Voilà nos colonies indépendantes jusqu'à l'époque où le Roi reprendra son autorité. Quelle perte, en attendant, pour le commerce et pour le numéraire que les échanges résultant de nos sucres, cafés et indigo produisaient à la France ! Traitez cette importante matière, et ouvrez les yeux de cette classe avide, qui ne cessera d'être révolutionnaire que quand son intérêt la rendra anti-révolutionnaire.
Votre mémoire adressé à M. de Las Casas est parfaitement bien fait et combat victorieusement le plus dilatoire, le plus absurde de tous les plans ; mais ne le faites pas imprimer, parce qu'il renferme des vérités politiques qu'il ne faut pas publier.
J'ose espérer enfin que nous touchons à la grande époque des vengeances et de la punition des brigands qui ont ensanglanté et, qui pis est, déshonoré notre malheureuse patrie.
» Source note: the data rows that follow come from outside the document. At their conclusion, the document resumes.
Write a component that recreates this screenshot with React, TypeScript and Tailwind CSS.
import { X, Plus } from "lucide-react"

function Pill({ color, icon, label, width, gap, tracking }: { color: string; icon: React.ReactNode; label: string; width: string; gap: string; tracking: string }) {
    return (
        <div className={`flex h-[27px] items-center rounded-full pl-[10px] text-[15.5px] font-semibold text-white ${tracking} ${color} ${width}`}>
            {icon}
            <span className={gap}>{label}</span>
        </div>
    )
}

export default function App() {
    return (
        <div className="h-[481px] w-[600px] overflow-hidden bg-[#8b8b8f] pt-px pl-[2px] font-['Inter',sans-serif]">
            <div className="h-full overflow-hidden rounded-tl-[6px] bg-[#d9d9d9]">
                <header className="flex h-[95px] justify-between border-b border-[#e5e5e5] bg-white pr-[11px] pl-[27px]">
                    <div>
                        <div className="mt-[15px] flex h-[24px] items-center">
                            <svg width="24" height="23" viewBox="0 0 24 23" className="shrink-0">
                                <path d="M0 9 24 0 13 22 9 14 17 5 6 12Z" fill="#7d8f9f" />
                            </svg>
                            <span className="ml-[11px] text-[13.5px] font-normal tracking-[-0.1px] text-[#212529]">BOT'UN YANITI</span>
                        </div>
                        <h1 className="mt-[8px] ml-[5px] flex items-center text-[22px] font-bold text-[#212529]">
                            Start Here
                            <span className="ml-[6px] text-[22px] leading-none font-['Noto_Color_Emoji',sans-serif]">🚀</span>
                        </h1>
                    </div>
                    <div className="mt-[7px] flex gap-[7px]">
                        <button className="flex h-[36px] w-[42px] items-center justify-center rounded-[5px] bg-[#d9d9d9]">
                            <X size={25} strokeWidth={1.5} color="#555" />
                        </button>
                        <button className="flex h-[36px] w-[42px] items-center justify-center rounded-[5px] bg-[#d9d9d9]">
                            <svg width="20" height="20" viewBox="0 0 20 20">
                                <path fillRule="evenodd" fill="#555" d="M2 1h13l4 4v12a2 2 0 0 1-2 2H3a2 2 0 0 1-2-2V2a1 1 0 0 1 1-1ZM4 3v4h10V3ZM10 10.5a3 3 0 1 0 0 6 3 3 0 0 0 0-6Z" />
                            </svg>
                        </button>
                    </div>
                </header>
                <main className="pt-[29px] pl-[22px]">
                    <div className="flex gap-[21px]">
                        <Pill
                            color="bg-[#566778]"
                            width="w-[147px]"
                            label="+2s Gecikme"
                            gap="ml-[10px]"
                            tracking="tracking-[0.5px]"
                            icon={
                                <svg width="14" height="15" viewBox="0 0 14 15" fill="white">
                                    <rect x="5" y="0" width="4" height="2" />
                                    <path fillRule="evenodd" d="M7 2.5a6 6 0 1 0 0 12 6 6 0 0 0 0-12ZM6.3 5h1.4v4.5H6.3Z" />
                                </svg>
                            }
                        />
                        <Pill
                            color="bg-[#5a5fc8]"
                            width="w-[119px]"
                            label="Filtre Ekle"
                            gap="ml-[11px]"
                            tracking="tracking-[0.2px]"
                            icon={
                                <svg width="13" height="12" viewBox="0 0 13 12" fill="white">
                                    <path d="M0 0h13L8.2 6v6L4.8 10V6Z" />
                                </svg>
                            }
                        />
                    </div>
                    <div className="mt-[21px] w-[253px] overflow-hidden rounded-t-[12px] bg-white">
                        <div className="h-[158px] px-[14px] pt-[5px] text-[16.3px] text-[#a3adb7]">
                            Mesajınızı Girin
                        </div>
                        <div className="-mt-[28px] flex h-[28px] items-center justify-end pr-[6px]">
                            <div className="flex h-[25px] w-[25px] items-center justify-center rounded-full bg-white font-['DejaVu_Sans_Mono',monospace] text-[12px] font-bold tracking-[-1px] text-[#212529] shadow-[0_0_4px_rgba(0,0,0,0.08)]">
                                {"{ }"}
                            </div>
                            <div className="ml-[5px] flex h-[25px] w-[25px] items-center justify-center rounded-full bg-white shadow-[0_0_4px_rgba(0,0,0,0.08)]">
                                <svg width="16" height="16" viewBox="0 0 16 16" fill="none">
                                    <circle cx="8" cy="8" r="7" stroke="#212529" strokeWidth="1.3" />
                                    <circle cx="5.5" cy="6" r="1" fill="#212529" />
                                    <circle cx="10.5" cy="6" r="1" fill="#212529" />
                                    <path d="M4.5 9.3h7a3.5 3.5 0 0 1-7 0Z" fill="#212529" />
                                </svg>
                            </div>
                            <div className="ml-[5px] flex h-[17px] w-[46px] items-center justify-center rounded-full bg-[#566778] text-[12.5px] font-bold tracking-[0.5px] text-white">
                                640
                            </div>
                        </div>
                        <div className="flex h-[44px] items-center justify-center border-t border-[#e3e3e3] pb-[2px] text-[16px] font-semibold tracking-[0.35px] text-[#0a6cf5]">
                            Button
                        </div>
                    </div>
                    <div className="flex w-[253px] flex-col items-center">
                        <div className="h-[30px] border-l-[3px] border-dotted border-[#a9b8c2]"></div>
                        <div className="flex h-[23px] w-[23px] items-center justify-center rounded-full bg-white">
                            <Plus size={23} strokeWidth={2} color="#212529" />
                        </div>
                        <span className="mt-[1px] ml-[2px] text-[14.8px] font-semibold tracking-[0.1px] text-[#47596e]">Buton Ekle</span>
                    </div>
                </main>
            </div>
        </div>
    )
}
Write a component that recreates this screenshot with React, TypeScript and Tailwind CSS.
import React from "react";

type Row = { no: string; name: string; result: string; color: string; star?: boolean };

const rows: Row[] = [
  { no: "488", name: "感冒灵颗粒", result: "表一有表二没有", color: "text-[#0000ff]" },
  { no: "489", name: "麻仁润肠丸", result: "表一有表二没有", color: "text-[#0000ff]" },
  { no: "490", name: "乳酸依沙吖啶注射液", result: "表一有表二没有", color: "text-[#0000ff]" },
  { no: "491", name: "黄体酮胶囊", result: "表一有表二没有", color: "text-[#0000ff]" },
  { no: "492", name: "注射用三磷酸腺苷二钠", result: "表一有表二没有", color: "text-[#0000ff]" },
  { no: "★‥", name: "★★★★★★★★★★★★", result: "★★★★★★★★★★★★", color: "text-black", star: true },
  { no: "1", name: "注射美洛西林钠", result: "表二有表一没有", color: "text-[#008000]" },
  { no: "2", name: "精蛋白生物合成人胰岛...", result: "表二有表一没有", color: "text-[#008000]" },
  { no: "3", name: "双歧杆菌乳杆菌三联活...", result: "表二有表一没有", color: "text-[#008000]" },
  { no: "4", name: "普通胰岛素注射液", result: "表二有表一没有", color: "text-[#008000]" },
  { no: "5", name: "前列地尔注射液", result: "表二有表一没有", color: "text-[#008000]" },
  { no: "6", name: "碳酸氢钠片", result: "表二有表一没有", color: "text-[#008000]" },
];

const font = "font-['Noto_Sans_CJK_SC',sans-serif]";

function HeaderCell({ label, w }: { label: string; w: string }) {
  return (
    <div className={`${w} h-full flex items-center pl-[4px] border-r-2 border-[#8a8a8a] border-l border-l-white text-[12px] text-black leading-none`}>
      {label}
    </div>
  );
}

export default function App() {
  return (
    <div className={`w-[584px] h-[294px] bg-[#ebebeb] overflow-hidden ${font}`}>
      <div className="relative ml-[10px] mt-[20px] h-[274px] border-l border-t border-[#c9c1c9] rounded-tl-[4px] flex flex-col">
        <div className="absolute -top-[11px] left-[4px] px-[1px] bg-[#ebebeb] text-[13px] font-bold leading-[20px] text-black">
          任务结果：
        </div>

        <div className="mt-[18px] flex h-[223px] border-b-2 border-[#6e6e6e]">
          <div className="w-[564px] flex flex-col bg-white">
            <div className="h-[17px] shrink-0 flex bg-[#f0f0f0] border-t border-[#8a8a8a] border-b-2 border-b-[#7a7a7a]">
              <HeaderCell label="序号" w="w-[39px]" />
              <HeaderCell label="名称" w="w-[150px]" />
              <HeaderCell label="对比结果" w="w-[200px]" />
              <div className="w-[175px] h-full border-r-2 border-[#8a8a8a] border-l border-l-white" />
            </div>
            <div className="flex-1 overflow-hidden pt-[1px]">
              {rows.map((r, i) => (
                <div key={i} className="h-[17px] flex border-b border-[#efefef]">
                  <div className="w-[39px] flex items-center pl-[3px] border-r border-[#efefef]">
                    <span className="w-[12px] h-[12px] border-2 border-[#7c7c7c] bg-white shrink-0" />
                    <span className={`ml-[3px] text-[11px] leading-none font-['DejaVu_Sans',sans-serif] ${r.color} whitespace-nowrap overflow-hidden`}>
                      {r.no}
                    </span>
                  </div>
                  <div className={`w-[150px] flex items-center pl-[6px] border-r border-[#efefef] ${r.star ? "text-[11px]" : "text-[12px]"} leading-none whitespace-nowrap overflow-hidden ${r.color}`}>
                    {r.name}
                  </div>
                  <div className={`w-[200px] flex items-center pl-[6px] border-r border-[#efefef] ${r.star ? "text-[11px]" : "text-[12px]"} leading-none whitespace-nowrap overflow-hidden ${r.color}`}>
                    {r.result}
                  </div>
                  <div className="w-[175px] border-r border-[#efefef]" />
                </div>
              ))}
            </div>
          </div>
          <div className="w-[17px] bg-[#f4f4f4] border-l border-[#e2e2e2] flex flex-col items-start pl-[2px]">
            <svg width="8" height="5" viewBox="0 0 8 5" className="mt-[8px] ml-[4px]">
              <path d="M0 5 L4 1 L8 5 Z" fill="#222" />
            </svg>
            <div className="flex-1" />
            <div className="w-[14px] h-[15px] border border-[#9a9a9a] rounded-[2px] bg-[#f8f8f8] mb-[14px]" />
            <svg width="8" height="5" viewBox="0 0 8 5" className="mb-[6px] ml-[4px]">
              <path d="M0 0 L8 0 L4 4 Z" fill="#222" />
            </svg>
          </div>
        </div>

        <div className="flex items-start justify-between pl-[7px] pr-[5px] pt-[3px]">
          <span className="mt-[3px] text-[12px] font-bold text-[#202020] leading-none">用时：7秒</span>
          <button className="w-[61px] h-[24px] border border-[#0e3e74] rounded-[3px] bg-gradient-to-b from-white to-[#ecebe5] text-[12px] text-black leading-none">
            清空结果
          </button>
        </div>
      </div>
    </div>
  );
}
L'Angleterre, que nous redoutions, a fait une excellente réponse officielle à la Prusse et à l'Empereur qui sont parfaitement d'accord. On verra que Calonne ne s'était pas trompé et n'avait pas trompé dans ce qu'il a toujours dit avec assertion de l'Angleterre.
Vous savez à présent que le duc d'Havré est allé en Espagne, et, comme il y est connu et considéré, ce choix était encore préférable sous ce rapport à celui du marquis de Choiseul, dont je connais d'ailleurs les excellents principes et le talent ; mais je ferai connaître aux Princes le prix de son zèle et de son travail.
Quant au baron de Choiseul, la présence de M. le comte d'Artois et des Français contenait le déraisonneur. Réduit à lui seul, il redevient ce que la nature l'a fait.
Les nouvelles de Trevor sont rarement bonnes, et j'ai de la peine à croire que M. Mounier se montre à Aix-la-Chapelle. Il faudrait, pour y arriver, traverser bien des villes remplies de Français, auxquels le pair Mounier pourrait avoir affaire. Les chemins sont peu sûrs pour ces pairs futurs. On ne retient pas aisément la rage de deux mille français, victimes d'une révolution, dont le vertueux Mounier et compagnie ont été les premiers auteurs.
Rien n'est plus suspect que l'accident qu'a éprouvé M. de Calonne. Je pense, comme vous, que sa chute dans le Rhin n'est pas l'effet d'un malheureux hasard. Il y a beaucoup d'indices qui font soupçonner que c'est un assassinat prémédité ; mais à qui s'en prendre, quand il y a autant de scélérats soupçonnables ?
Je vous préviens, mon cher comte, de n'écrire en toute franchise que par des occasions ; les lettres de Turin ici sont ouvetes en route, j'en suis sûr.
Ma santé n'est pas bonne depuis quelques jours. Cependant les plus qu'espérances que nous avons me feront du bien.
Ecrivez-moi souvent et aimez-moi toujours comme je vous aime.